For her Wattis Institute exhibition, Owens takes the gallery spaces as her point of departure and has extended the height of some of the walls to create a continuous surface for hand-printed wallpaper installations. In addition, she presents new paintings and artist books.

Born in 1970 in Euclid, Ohio, Owens is a graduate of the Rhode Island School of Design and the California Institute of the Arts (CalArts). Since Dave Hickey selected her work for the 1994 LACE Annuale (Los Angeles Contemporary Art Exhibitions), one of her first major exhibitions, Owens has exhibited extensively, and her work is in major museum collections worldwide.
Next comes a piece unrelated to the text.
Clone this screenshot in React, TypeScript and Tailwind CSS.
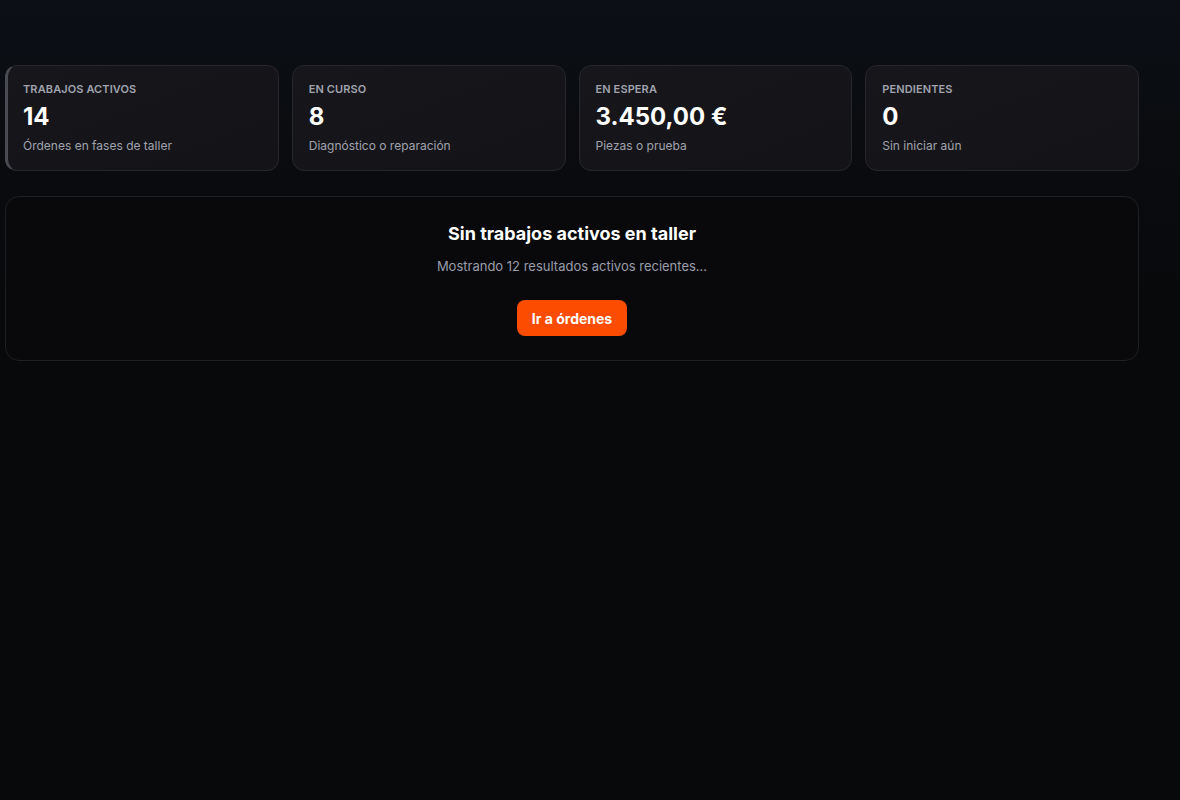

In 2003, just nine years out of college, she became the youngest artist ever awarded a survey show at the Museum of Contemporary Art in Los Angeles.

Other solo exhibition venues include Secession, Vienna (2015); Kunstmuseum Bonn (2011); Kunsthalle Zürich (2006); Camden Arts Centre, London (2006); Milwaukee Art Museum (2003); and Isabella Stewart Gardner Museum, Boston (2001), among others. Major group exhibitions include Painting 2.0 at the Museum Brandhorst in Munich (2015); The Forever Now: Contemporary Painting in an Atemporal World, the Museum of Modern Art, New York (2014); Whitney Biennial, Whitney Museum of American Art (2004 and 2014); The Spectacular of Vernacular, Walker Art Center (2011); Undiscovered Country, the Hammer Museum, Los Angeles (2004); and Carnegie International, Carnegie Museum (1999).

Owens is represented by Gavin Brown’s enterprise, Sadie Coles HQ, and Galerie Gisela Capitain, and is co-founder of 356 S. Mission Rd., a contemporary art exhibition space in Los Angeles.